Written request: Look through the lines below and extract any with the word "that".

(Pages as source code)
>> Start

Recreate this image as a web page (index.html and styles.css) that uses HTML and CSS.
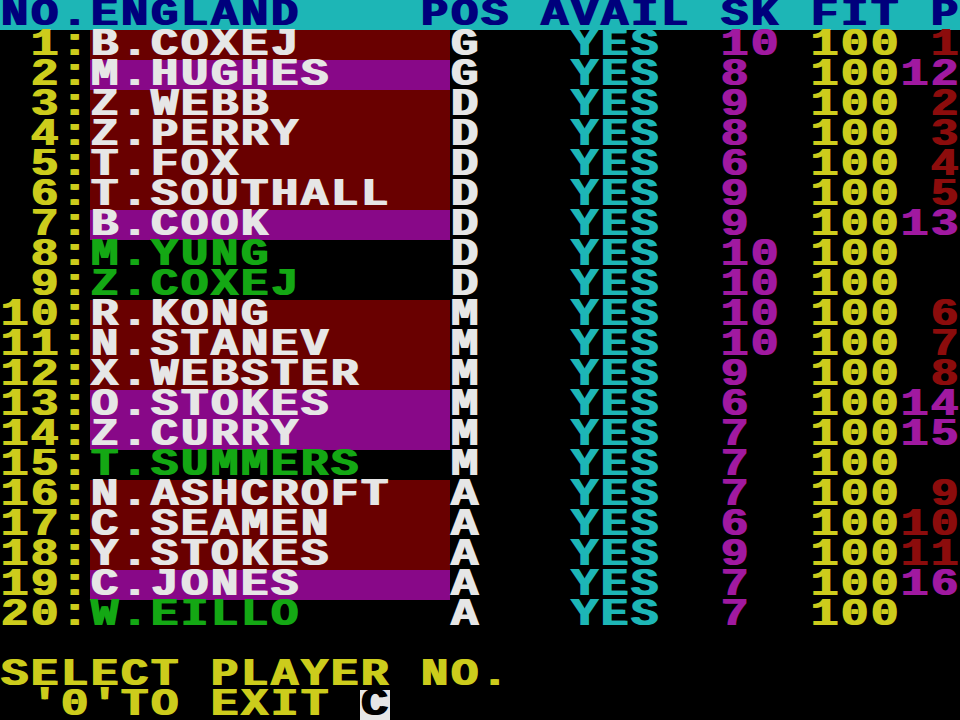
FILE: index.html
```html
<!DOCTYPE html>
<html>
<head>
<meta charset="utf-8">
<link rel="stylesheet" href="styles.css">
</head>
<body>
<div class="screen">
  <div class="row head">
    <span class="cell w14">NO.ENGLAND</span><span class="cell w4">POS</span><span class="cell w6">AVAIL</span><span class="cell w3">SK</span><span class="cell w4">FIT</span><span class="cell w1">P</span>
  </div>

  <div class="row"><span class="cell w3 yel"> 1:</span><span class="cell w12 name bg-red">B.COXEJ</span><span class="cell w4 wht">G</span><span class="cell w5 cya">YES</span><span class="cell w3 mag">10</span><span class="cell w3 yel">100</span><span class="cell w2 pl red">1</span></div>
  <div class="row"><span class="cell w3 yel"> 2:</span><span class="cell w12 name bg-mag">M.HUGHES</span><span class="cell w4 wht">G</span><span class="cell w5 cya">YES</span><span class="cell w3 mag">8</span><span class="cell w3 yel">100</span><span class="cell w2 pl mag">12</span></div>
  <div class="row"><span class="cell w3 yel"> 3:</span><span class="cell w12 name bg-red">Z.WEBB</span><span class="cell w4 wht">D</span><span class="cell w5 cya">YES</span><span class="cell w3 mag">9</span><span class="cell w3 yel">100</span><span class="cell w2 pl red">2</span></div>
  <div class="row"><span class="cell w3 yel"> 4:</span><span class="cell w12 name bg-red">Z.PERRY</span><span class="cell w4 wht">D</span><span class="cell w5 cya">YES</span><span class="cell w3 mag">8</span><span class="cell w3 yel">100</span><span class="cell w2 pl red">3</span></div>
  <div class="row"><span class="cell w3 yel"> 5:</span><span class="cell w12 name bg-red">T.FOX</span><span class="cell w4 wht">D</span><span class="cell w5 cya">YES</span><span class="cell w3 mag">6</span><span class="cell w3 yel">100</span><span class="cell w2 pl red">4</span></div>
  <div class="row"><span class="cell w3 yel"> 6:</span><span class="cell w12 name bg-red">T.SOUTHALL</span><span class="cell w4 wht">D</span><span class="cell w5 cya">YES</span><span class="cell w3 mag">9</span><span class="cell w3 yel">100</span><span class="cell w2 pl red">5</span></div>
  <div class="row"><span class="cell w3 yel"> 7:</span><span class="cell w12 name bg-mag">B.COOK</span><span class="cell w4 wht">D</span><span class="cell w5 cya">YES</span><span class="cell w3 mag">9</span><span class="cell w3 yel">100</span><span class="cell w2 pl mag">13</span></div>
  <div class="row"><span class="cell w3 yel"> 8:</span><span class="cell w12 name grn">M.YUNG</span><span class="cell w4 wht">D</span><span class="cell w5 cya">YES</span><span class="cell w3 mag">10</span><span class="cell w3 yel">100</span><span class="cell w2 pl"></span></div>
  <div class="row"><span class="cell w3 yel"> 9:</span><span class="cell w12 name grn">Z.COXEJ</span><span class="cell w4 wht">D</span><span class="cell w5 cya">YES</span><span class="cell w3 mag">10</span><span class="cell w3 yel">100</span><span class="cell w2 pl"></span></div>
  <div class="row"><span class="cell w3 yel">10:</span><span class="cell w12 name bg-red">R.KONG</span><span class="cell w4 wht">M</span><span class="cell w5 cya">YES</span><span class="cell w3 mag">10</span><span class="cell w3 yel">100</span><span class="cell w2 pl red">6</span></div>
  <div class="row"><span class="cell w3 yel">11:</span><span class="cell w12 name bg-red">N.STANEV</span><span class="cell w4 wht">M</span><span class="cell w5 cya">YES</span><span class="cell w3 mag">10</span><span class="cell w3 yel">100</span><span class="cell w2 pl red">7</span></div>
  <div class="row"><span class="cell w3 yel">12:</span><span class="cell w12 name bg-red">X.WEBSTER</span><span class="cell w4 wht">M</span><span class="cell w5 cya">YES</span><span class="cell w3 mag">9</span><span class="cell w3 yel">100</span><span class="cell w2 pl red">8</span></div>
  <div class="row"><span class="cell w3 yel">13:</span><span class="cell w12 name bg-mag">O.STOKES</span><span class="cell w4 wht">M</span><span class="cell w5 cya">YES</span><span class="cell w3 mag">6</span><span class="cell w3 yel">100</span><span class="cell w2 pl mag">14</span></div>
  <div class="row"><span class="cell w3 yel">14:</span><span class="cell w12 name bg-mag">Z.CURRY</span><span class="cell w4 wht">M</span><span class="cell w5 cya">YES</span><span class="cell w3 mag">7</span><span class="cell w3 yel">100</span><span class="cell w2 pl mag">15</span></div>
  <div class="row"><span class="cell w3 yel">15:</span><span class="cell w12 name grn">T.SUMMERS</span><span class="cell w4 wht">M</span><span class="cell w5 cya">YES</span><span class="cell w3 mag">7</span><span class="cell w3 yel">100</span><span class="cell w2 pl"></span></div>
  <div class="row"><span class="cell w3 yel">16:</span><span class="cell w12 name bg-red">N.ASHCROFT</span><span class="cell w4 wht">A</span><span class="cell w5 cya">YES</span><span class="cell w3 mag">7</span><span class="cell w3 yel">100</span><span class="cell w2 pl red">9</span></div>
  <div class="row"><span class="cell w3 yel">17:</span><span class="cell w12 name bg-red">C.SEAMEN</span><span class="cell w4 wht">A</span><span class="cell w5 cya">YES</span><span class="cell w3 mag">6</span><span class="cell w3 yel">100</span><span class="cell w2 pl red">10</span></div>
  <div class="row"><span class="cell w3 yel">18:</span><span class="cell w12 name bg-red">Y.STOKES</span><span class="cell w4 wht">A</span><span class="cell w5 cya">YES</span><span class="cell w3 mag">9</span><span class="cell w3 yel">100</span><span class="cell w2 pl red">11</span></div>
  <div class="row"><span class="cell w3 yel">19:</span><span class="cell w12 name bg-mag">C.JONES</span><span class="cell w4 wht">A</span><span class="cell w5 cya">YES</span><span class="cell w3 mag">7</span><span class="cell w3 yel">100</span><span class="cell w2 pl mag">16</span></div>
  <div class="row"><span class="cell w3 yel">20:</span><span class="cell w12 name grn">W.EILLO</span><span class="cell w4 wht">A</span><span class="cell w5 cya">YES</span><span class="cell w3 mag">7</span><span class="cell w3 yel">100</span><span class="cell w2 pl"></span></div>

  <div class="row"></div>
  <div class="row yel"><span class="cell">SELECT PLAYER NO.</span></div>
  <div class="row yel"><span class="cell"> '0'TO EXIT </span><span class="cell w1 cursor">C</span></div>
</div>
</body>
</html>
```

FILE: styles.css
```css
html, body {
  margin: 0;
  padding: 0;
  background: #000;
  overflow: hidden;
}

/* 32 columns of 25px, stretched horizontally to 30px cells */
.screen {
  width: 800px;
  height: 720px;
  background: #000;
  display: flex;
  flex-direction: column;
  transform: scaleX(1.2);
  transform-origin: 0 0;
  font-family: "Liberation Mono", "DejaVu Sans Mono", monospace;
  font-weight: bold;
  font-size: 38px;
  letter-spacing: 2.2px;
}

.row {
  height: 30px;
  line-height: 30px;
  display: flex;
  white-space: pre;
  text-shadow: 1.6px 0 0 currentColor;
}

.cell {
  display: block;
  height: 30px;
  flex: none;
}

.w1 { width: 25px; }
.w2 { width: 50px; }
.w3 { width: 75px; }
.w4 { width: 100px; }
.w5 { width: 125px; }
.w6 { width: 150px; }
.w12 { width: 300px; }
.w14 { width: 350px; }

.head {
  background: #1db6b6;
  color: #00007c;
}

.pl { text-align: right; }

.yel { color: #cccc1c; }
.wht { color: #e6e6e6; }
.cya { color: #1db6b6; }
.mag { color: #a019a0; }
.red { color: #8c0c0c; }
.grn { color: #14a814; }

.name { color: #e6e6e6; }
.name.grn { color: #14a814; }
.bg-red { background: #690000; }
.bg-mag { background: #880888; }

.cursor {
  background: #e6e6e6;
  color: #000;
}
```
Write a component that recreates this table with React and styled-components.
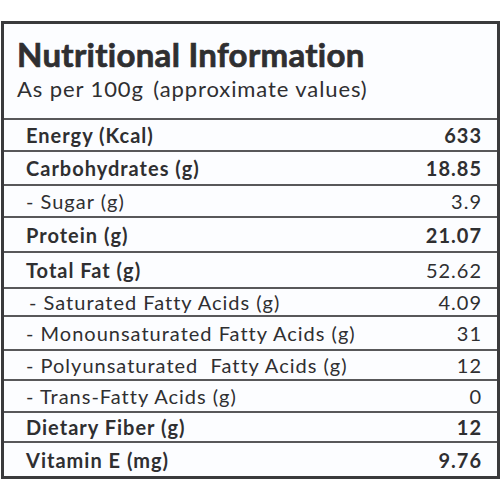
import React from 'react';
import styled, { createGlobalStyle } from 'styled-components';

const GlobalStyle = createGlobalStyle`
  html, body {
    margin: 0;
    padding: 0;
    background: #ffffff;
  }
  body {
    font-family: Lato, 'Liberation Sans', sans-serif;
    color: #2f2f31;
  }
`;

const rows = [
  { label: 'Energy (Kcal)', value: '633', bold: true, h: 32 },
  { label: 'Carbohydrates (g)', value: '18.85', bold: true, h: 34 },
  { label: '- Sugar (g)', value: '3.9', h: 32 },
  { label: 'Protein (g)', value: '21.07', bold: true, h: 35 },
  { label: 'Total Fat (g)', value: '52.62', bold: true, plainValue: true, h: 36 },
  { label: '- Saturated Fatty Acids (g)', value: '4.09', indent: 3, h: 28 },
  { label: '- Monounsaturated Fatty Acids (g)', value: '31', h: 34 },
  { label: '- Polyunsaturated  Fatty Acids (g)', value: '12', h: 30 },
  { label: '- Trans-Fatty Acids (g)', value: '0', h: 32 },
  { label: 'Dietary Fiber (g)', value: '12', bold: true, h: 30 },
  { label: 'Vitamin E (mg)', value: '9.76', bold: true, h: 35 },
];

const Nutrition = () => {
  return (
    <Page>
      <GlobalStyle />
      <Card>
        <Header>
          <Title>Nutritional Information</Title>
          <Subtitle>
            As per 100g <span>(approximate values)</span>
          </Subtitle>
        </Header>
        {rows.map((r) => (
          <Row key={r.label} $h={r.h}>
            <Label $bold={r.bold} $indent={r.indent}>
              {r.label}
            </Label>
            <Value $bold={r.bold && !r.plainValue}>{r.value}</Value>
          </Row>
        ))}
      </Card>
    </Page>
  );
};

const Page = styled.div`
  width: 500px;
  height: 500px;
  padding-top: 21px;
  box-sizing: border-box;
`;

const Card = styled.div`
  margin-left: 1px;
  width: 499px;
  box-sizing: border-box;
  border: 3px solid #3a3a3c;
  background: #fcfdff;
`;

const Header = styled.div`
  height: 94px;
  box-sizing: border-box;
  padding: 10px 0 0 13px;
`;

const Title = styled.h1`
  margin: 0;
  font-size: 33px;
  line-height: 40px;
  font-weight: 700;
  letter-spacing: 0.3px;
  -webkit-text-stroke: 0.7px #2f2f31;
  color: #2f2f31;
`;

const Subtitle = styled.div`
  margin-top: 1px;
  font-size: 22px;
  line-height: 27px;
  letter-spacing: 0.9px;
  span {
    margin-left: 3px;
  }
`;

const Row = styled.div`
  height: ${(p) => p.$h}px;
  box-sizing: border-box;
  border-top: 2px solid #58585a;
  display: flex;
  align-items: center;
  justify-content: space-between;
  padding: 0 16px 0 22px;
  font-size: 20px;
  letter-spacing: 1px;
`;

const Label = styled.span`
  font-weight: ${(p) => (p.$bold ? 700 : 400)};
  white-space: pre;
  padding-left: ${(p) => p.$indent || 0}px;
`;

const Value = styled.span`
  font-weight: ${(p) => (p.$bold ? 700 : 400)};
  margin-right: -1px;
`;

export default Nutrition;
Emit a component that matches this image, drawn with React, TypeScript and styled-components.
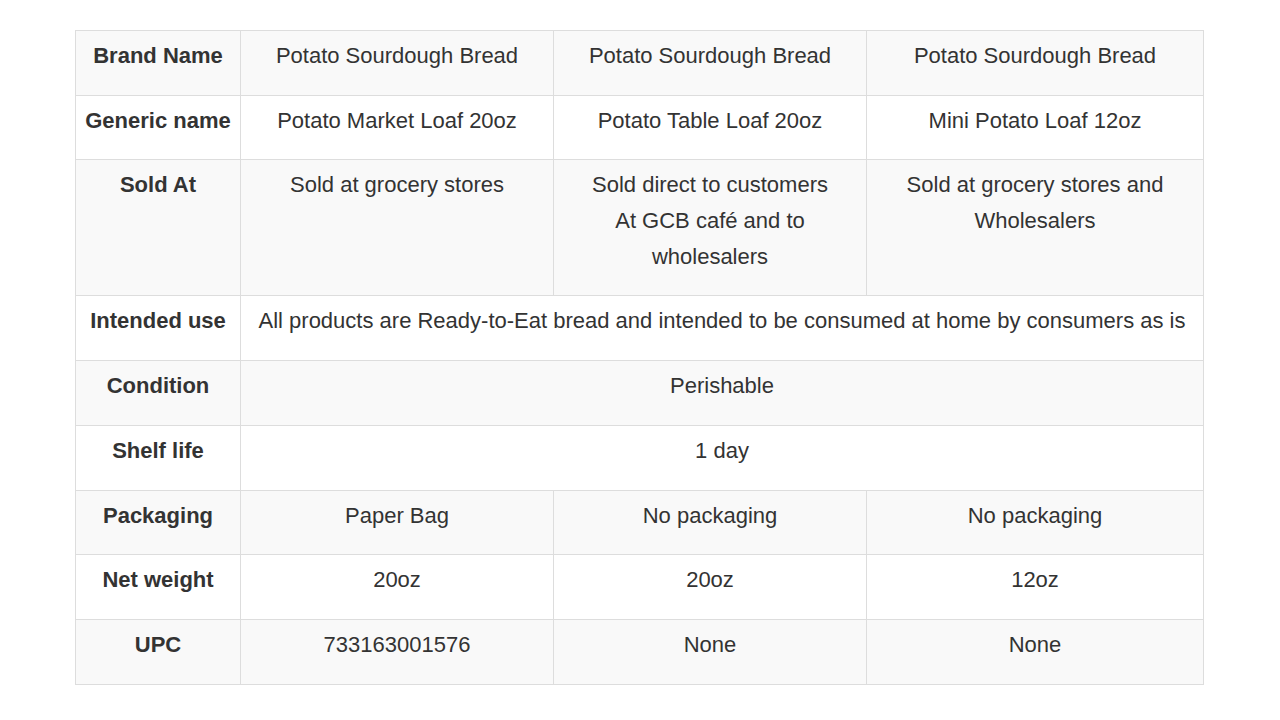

>> End

Expected answer:
Recreate this image as a web page (index.html and styles.css) that uses HTML and CSS.
Write a component that recreates this table with React and styled-components.
Emit a component that matches this image, drawn with React, TypeScript and styled-components.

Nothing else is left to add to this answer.